§ **PROBLEM STATEMENT**: Omit any picture, and return the remaining data exactly as written.

§ **DATA SEGMENT**:

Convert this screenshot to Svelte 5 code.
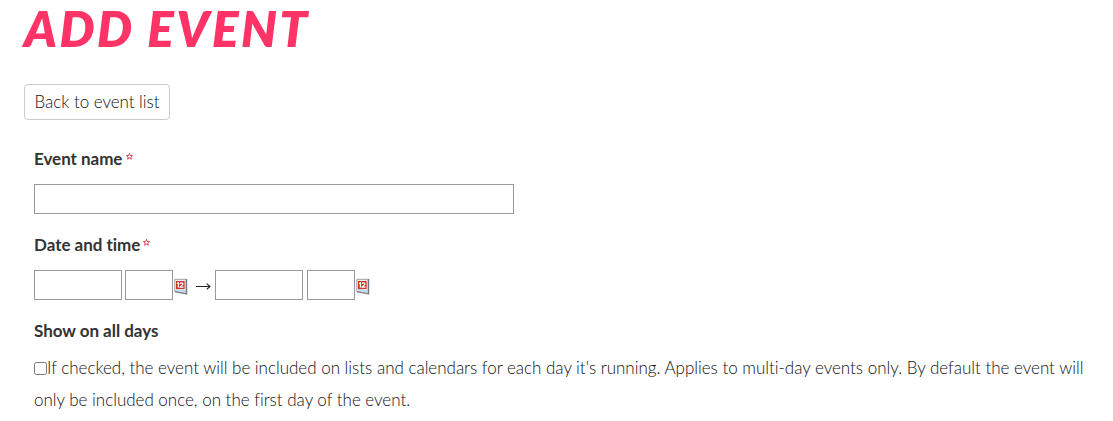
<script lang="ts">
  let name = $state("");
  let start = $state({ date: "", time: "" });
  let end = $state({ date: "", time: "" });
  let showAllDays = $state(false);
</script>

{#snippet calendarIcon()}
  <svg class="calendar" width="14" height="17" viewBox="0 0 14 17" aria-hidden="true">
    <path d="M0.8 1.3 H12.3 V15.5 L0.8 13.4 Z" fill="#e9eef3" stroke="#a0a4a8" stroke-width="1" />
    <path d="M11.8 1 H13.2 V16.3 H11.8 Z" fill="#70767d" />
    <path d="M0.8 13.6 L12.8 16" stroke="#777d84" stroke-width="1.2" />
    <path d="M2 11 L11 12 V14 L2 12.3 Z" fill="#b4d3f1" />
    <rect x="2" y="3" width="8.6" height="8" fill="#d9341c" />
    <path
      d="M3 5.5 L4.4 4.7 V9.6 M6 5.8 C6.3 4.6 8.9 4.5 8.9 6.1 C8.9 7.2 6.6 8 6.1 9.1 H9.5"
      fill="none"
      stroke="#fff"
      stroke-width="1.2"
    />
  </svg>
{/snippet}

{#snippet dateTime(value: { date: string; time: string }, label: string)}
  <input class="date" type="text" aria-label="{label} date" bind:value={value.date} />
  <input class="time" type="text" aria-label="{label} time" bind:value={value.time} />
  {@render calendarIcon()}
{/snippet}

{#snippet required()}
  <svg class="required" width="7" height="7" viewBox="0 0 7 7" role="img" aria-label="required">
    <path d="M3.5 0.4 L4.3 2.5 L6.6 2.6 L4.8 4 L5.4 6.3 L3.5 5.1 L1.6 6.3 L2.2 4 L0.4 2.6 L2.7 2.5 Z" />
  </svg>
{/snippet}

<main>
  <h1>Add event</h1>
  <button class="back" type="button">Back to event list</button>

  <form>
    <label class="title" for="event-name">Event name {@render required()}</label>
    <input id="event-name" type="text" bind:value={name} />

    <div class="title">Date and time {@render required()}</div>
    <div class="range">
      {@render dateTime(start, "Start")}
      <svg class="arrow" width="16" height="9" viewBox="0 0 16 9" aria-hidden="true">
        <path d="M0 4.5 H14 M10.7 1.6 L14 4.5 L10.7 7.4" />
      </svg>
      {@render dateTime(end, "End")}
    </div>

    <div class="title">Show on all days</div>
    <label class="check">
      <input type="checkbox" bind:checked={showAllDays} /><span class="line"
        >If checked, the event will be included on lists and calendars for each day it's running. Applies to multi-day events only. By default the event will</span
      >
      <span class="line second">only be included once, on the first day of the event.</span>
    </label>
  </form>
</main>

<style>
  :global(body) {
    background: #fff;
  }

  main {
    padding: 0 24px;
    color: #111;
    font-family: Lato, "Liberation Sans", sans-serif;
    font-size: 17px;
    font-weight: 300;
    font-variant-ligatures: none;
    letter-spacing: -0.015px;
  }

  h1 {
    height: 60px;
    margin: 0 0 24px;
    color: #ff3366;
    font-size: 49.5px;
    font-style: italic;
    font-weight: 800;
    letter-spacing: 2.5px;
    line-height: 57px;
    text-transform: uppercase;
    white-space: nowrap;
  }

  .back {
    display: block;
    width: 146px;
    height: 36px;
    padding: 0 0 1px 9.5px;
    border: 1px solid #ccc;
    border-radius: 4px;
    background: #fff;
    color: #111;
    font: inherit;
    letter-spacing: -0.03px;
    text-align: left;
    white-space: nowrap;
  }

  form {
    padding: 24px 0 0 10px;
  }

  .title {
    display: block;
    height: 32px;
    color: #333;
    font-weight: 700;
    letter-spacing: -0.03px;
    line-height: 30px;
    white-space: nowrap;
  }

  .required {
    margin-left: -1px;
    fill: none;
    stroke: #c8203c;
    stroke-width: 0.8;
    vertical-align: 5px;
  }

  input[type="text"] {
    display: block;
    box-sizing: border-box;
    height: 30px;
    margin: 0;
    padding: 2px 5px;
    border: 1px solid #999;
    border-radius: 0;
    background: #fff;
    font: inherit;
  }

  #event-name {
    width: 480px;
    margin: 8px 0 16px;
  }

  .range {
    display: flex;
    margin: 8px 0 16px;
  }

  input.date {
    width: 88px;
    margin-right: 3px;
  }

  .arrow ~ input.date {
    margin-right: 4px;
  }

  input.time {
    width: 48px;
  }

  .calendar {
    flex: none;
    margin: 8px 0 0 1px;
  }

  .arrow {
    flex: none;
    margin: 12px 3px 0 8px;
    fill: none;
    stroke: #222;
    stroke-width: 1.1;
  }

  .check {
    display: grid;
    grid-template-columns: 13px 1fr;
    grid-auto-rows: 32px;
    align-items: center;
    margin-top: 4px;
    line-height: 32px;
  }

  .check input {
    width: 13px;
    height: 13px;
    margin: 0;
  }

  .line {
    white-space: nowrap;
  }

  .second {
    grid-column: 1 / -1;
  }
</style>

§ **THE SOLUTION**:
Convert this screenshot to Svelte 5 code.
<script lang="ts">
  let name = $state("");
  let start = $state({ date: "", time: "" });
  let end = $state({ date: "", time: "" });
  let showAllDays = $state(false);
</script>

{#snippet calendarIcon()}
  <svg class="calendar" width="14" height="17" viewBox="0 0 14 17" aria-hidden="true">
    <path d="M0.8 1.3 H12.3 V15.5 L0.8 13.4 Z" fill="#e9eef3" stroke="#a0a4a8" stroke-width="1" />
    <path d="M11.8 1 H13.2 V16.3 H11.8 Z" fill="#70767d" />
    <path d="M0.8 13.6 L12.8 16" stroke="#777d84" stroke-width="1.2" />
    <path d="M2 11 L11 12 V14 L2 12.3 Z" fill="#b4d3f1" />
    <rect x="2" y="3" width="8.6" height="8" fill="#d9341c" />
    <path
      d="M3 5.5 L4.4 4.7 V9.6 M6 5.8 C6.3 4.6 8.9 4.5 8.9 6.1 C8.9 7.2 6.6 8 6.1 9.1 H9.5"
      fill="none"
      stroke="#fff"
      stroke-width="1.2"
    />
  </svg>
{/snippet}

{#snippet dateTime(value: { date: string; time: string }, label: string)}
  <input class="date" type="text" aria-label="{label} date" bind:value={value.date} />
  <input class="time" type="text" aria-label="{label} time" bind:value={value.time} />
  {@render calendarIcon()}
{/snippet}

{#snippet required()}
  <svg class="required" width="7" height="7" viewBox="0 0 7 7" role="img" aria-label="required">
    <path d="M3.5 0.4 L4.3 2.5 L6.6 2.6 L4.8 4 L5.4 6.3 L3.5 5.1 L1.6 6.3 L2.2 4 L0.4 2.6 L2.7 2.5 Z" />
  </svg>
{/snippet}

<main>
  <h1>Add event</h1>
  <button class="back" type="button">Back to event list</button>

  <form>
    <label class="title" for="event-name">Event name {@render required()}</label>
    <input id="event-name" type="text" bind:value={name} />

    <div class="title">Date and time {@render required()}</div>
    <div class="range">
      {@render dateTime(start, "Start")}
      <svg class="arrow" width="16" height="9" viewBox="0 0 16 9" aria-hidden="true">
        <path d="M0 4.5 H14 M10.7 1.6 L14 4.5 L10.7 7.4" />
      </svg>
      {@render dateTime(end, "End")}
    </div>

    <div class="title">Show on all days</div>
    <label class="check">
      <input type="checkbox" bind:checked={showAllDays} /><span class="line"
        >If checked, the event will be included on lists and calendars for each day it's running. Applies to multi-day events only. By default the event will</span
      >
      <span class="line second">only be included once, on the first day of the event.</span>
    </label>
  </form>
</main>

<style>
  :global(body) {
    background: #fff;
  }

  main {
    padding: 0 24px;
    color: #111;
    font-family: Lato, "Liberation Sans", sans-serif;
    font-size: 17px;
    font-weight: 300;
    font-variant-ligatures: none;
    letter-spacing: -0.015px;
  }

  h1 {
    height: 60px;
    margin: 0 0 24px;
    color: #ff3366;
    font-size: 49.5px;
    font-style: italic;
    font-weight: 800;
    letter-spacing: 2.5px;
    line-height: 57px;
    text-transform: uppercase;
    white-space: nowrap;
  }

  .back {
    display: block;
    width: 146px;
    height: 36px;
    padding: 0 0 1px 9.5px;
    border: 1px solid #ccc;
    border-radius: 4px;
    background: #fff;
    color: #111;
    font: inherit;
    letter-spacing: -0.03px;
    text-align: left;
    white-space: nowrap;
  }

  form {
    padding: 24px 0 0 10px;
  }

  .title {
    display: block;
    height: 32px;
    color: #333;
    font-weight: 700;
    letter-spacing: -0.03px;
    line-height: 30px;
    white-space: nowrap;
  }

  .required {
    margin-left: -1px;
    fill: none;
    stroke: #c8203c;
    stroke-width: 0.8;
    vertical-align: 5px;
  }

  input[type="text"] {
    display: block;
    box-sizing: border-box;
    height: 30px;
    margin: 0;
    padding: 2px 5px;
    border: 1px solid #999;
    border-radius: 0;
    background: #fff;
    font: inherit;
  }

  #event-name {
    width: 480px;
    margin: 8px 0 16px;
  }

  .range {
    display: flex;
    margin: 8px 0 16px;
  }

  input.date {
    width: 88px;
    margin-right: 3px;
  }

  .arrow ~ input.date {
    margin-right: 4px;
  }

  input.time {
    width: 48px;
  }

  .calendar {
    flex: none;
    margin: 8px 0 0 1px;
  }

  .arrow {
    flex: none;
    margin: 12px 3px 0 8px;
    fill: none;
    stroke: #222;
    stroke-width: 1.1;
  }

  .check {
    display: grid;
    grid-template-columns: 13px 1fr;
    grid-auto-rows: 32px;
    align-items: center;
    margin-top: 4px;
    line-height: 32px;
  }

  .check input {
    width: 13px;
    height: 13px;
    margin: 0;
  }

  .line {
    white-space: nowrap;
  }

  .second {
    grid-column: 1 / -1;
  }
</style>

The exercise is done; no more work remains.